Structural and electrical properties of grain boundaries in Ce0.85Gd0.15O1.925 solid electrolyte modified by addition of transition metal ions

Abstract

In this work we present studies on applicability of transition metal additives as sintering and electrical conductivity aids for cerium gadolinium oxide electrolyte. The nanosized Ce0.85Gd0.15O1.925 powder obtained by coprecipitation method was modified with Cr3+, Fe3+, Ni2+ or Cu2+ ions. Using high-intensity high-resolution X-ray powder diffraction data we have determined that Cr, Fe and Ni ions do not incorporate into the cerium gadolinium oxide surface or bulk when sintered at 1300 °C, but react with Gd ions to form Cr0.9Gd0.1O, GdFeO3 and GdNiO3 phases, while Cu incorporates in the material up to 0.7 mol% with a significant fraction of remaining material showing poorly crystalline CuO phase.
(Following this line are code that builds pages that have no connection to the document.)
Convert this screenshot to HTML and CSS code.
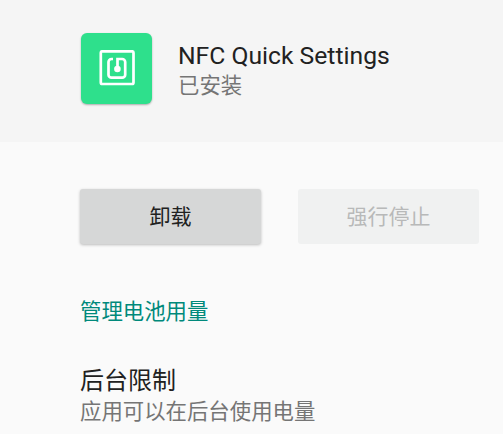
FILE: index.html
```html
<!DOCTYPE html>
<html lang="zh-CN">
  <head>
    <meta charset="UTF-8" />
    <meta name="viewport" content="width=device-width, initial-scale=1.0" />
    <title>NFC Quick Settings</title>
    <link rel="stylesheet" href="styles.css">
  </head>
  <body>
    <div class="app-header">
      <div class="app-icon">
        <svg width="36" height="36" viewBox="0 0 36 36" fill="none" stroke="#fff" stroke-width="2.7">
          <rect x="1.8" y="1.3" width="32.7" height="32.7" rx="1.5" />
          <path d="M14 9h-1.5a3 3 0 0 0-3 3v12.7a3 3 0 0 0 3 3h10.7a3 3 0 0 0 3-3V12a3 3 0 0 0-3-3h-4.7v10" />
          <circle cx="18.4" cy="19" r="3.3" fill="#fff" stroke="none" />
        </svg>
      </div>
      <div class="app-info">
        <div class="app-name">NFC Quick Settings</div>
        <div class="app-status">已安装</div>
      </div>
    </div>
    <div class="actions">
      <button class="button button-primary">卸载</button>
      <button class="button button-disabled">强行停止</button>
    </div>
    <a class="link" href="#">管理电池用量</a>
    <div class="setting">
      <div class="setting-title">后台限制</div>
      <div class="setting-desc">应用可以在后台使用电量</div>
    </div>
  </body>
</html>
```

FILE: styles.css
```css
* {
  margin: 0;
  padding: 0;
  box-sizing: border-box;
}

html, body {
  height: 100%;
  overflow: hidden;
}

body {
  background: #fafafa;
  font-family: Roboto, "Noto Sans CJK SC", sans-serif;
}

.app-header {
  display: flex;
  align-items: center;
  height: 142px;
  padding: 0 0 6px 81px;
  background: #f5f5f5;
}

.app-icon {
  display: flex;
  justify-content: center;
  align-items: center;
  width: 71px;
  height: 71px;
  border-radius: 6px;
  background: #2ee08c;
  box-shadow: rgba(0, 0, 0, 0.3) 0px 1px 2px;
}

.app-info {
  margin-left: 26px;
  padding-top: 5px;
}

.app-name {
  font-size: 24.7px;
  line-height: 30px;
  color: #212121;
}

.app-status {
  font-size: 21.4px;
  line-height: 30px;
  color: #757575;
}

.actions {
  display: flex;
  gap: 37px;
  margin: 47px 0 0 80px;
}

.button {
  width: 181px;
  height: 55px;
  padding-bottom: 3px;
  border: none;
  border-radius: 3px;
  font-family: inherit;
  font-size: 21px;
}

.button-primary {
  background: #d6d7d7;
  color: #212121;
  box-shadow: rgba(0, 0, 0, 0.25) 0px 1px 3px;
}

.button-disabled {
  background: #f0f1f1;
  color: #b8b9b9;
}

.link {
  display: block;
  margin: 53px 0 0 80px;
  font-size: 21.4px;
  line-height: 30px;
  color: #00897b;
  text-decoration: none;
}

.setting {
  margin: 38px 0 0 80px;
}

.setting-title {
  font-size: 24px;
  line-height: 32px;
  color: #212121;
}

.setting-desc {
  font-size: 21.4px;
  line-height: 30px;
  color: #757575;
}
```
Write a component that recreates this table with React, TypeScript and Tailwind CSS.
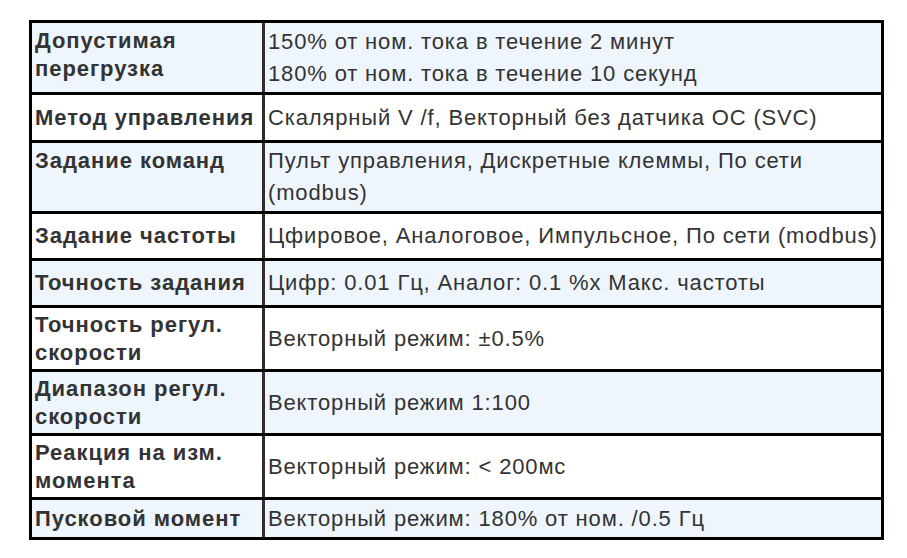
import React from "react";

type Row = {
  label: string[];
  value: string[];
  h: string;
  blue: boolean;
  labelTop?: boolean;
};

// heights include the 3px top border of each row after the first
const rows: Row[] = [
  {
    label: ["Допустимая", "перегрузка"],
    value: ["150% от ном. тока в течение 2 минут", "180% от ном. тока в течение 10 секунд"],
    h: "h-[69px]",
    blue: true,
    labelTop: true,
  },
  {
    label: ["Метод управления"],
    value: ["Скалярный V /f, Векторный без датчика ОС (SVC)"],
    h: "h-[48px]",
    blue: false,
  },
  {
    label: ["Задание команд"],
    value: ["Пульт управления, Дискретные клеммы, По сети", "(modbus)"],
    h: "h-[71px]",
    blue: true,
    labelTop: true,
  },
  {
    label: ["Задание частоты"],
    value: ["Цфировое, Аналоговое, Импульсное, По сети (modbus)"],
    h: "h-[47px]",
    blue: false,
  },
  {
    label: ["Точность задания"],
    value: ["Цифр: 0.01 Гц, Аналог: 0.1 %x Макс. частоты"],
    h: "h-[47px]",
    blue: true,
  },
  {
    label: ["Точность регул.", "скорости"],
    value: ["Векторный режим: ±0.5%"],
    h: "h-[64px]",
    blue: false,
  },
  {
    label: ["Диапазон регул.", "скорости"],
    value: ["Векторный режим 1:100"],
    h: "h-[64px]",
    blue: true,
  },
  {
    label: ["Реакция на изм.", "момента"],
    value: ["Векторный режим: < 200мс"],
    h: "h-[64px]",
    blue: false,
  },
  {
    label: ["Пусковой момент"],
    value: ["Векторный режим: 180% от ном. /0.5 Гц"],
    h: "h-[40px]",
    blue: true,
  },
];

export default function App() {
  return (
    <div className="w-[907px] h-[558px] bg-white pt-[20px] pl-[29px] font-['Liberation_Sans',Arial,sans-serif] text-[#333]">
      <div className="w-[855px] border-[3px] border-black">
        {rows.map((r, i) => (
          <div
            key={i}
            className={`flex ${r.h} ${i > 0 ? "border-t-[3px] border-black" : ""} ${
              r.blue ? "bg-[#eef5fc]" : "bg-white"
            }`}
          >
            <div
              className={`w-[233px] shrink-0 border-r-[3px] border-[#332c2c] pl-[3px] flex flex-col ${
                r.labelTop ? "justify-start pt-[4px]" : "justify-center"
              } text-[22px] tracking-[0.95px] font-bold leading-[28px]`}
            >
              {r.label.map((l) => (
                <span key={l} className="whitespace-nowrap">
                  {l}
                </span>
              ))}
            </div>
            <div className="flex-1 pl-[3px] flex flex-col justify-center text-[22px] tracking-[0.85px] leading-[32px]">
              {r.value.map((v) => (
                <span key={v} className="whitespace-nowrap">
                  {v}
                </span>
              ))}
            </div>
          </div>
        ))}
      </div>
    </div>
  );
}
The nanosized Ce0.85Gd0.15O1.925 material shows already improved sintering properties than previous reports but full sintering is not achieved below 1300 °C, however Cr, Fe and mainly Cu impregnation allows full sintering at 1300 °C. 0.5 mol% Ni impregnated material sintered at 1500 °C shows enhanced grain boundary conductivity that probably indicates that Ni incorporates into Ce0.84Gd0.15O1.925 above 1300 °C. The global results indicate, however, that optimization of ceria microstructure is at least of equal importance for sinterability and grain boundary conductivity than impregnation of the material with transition metal ions.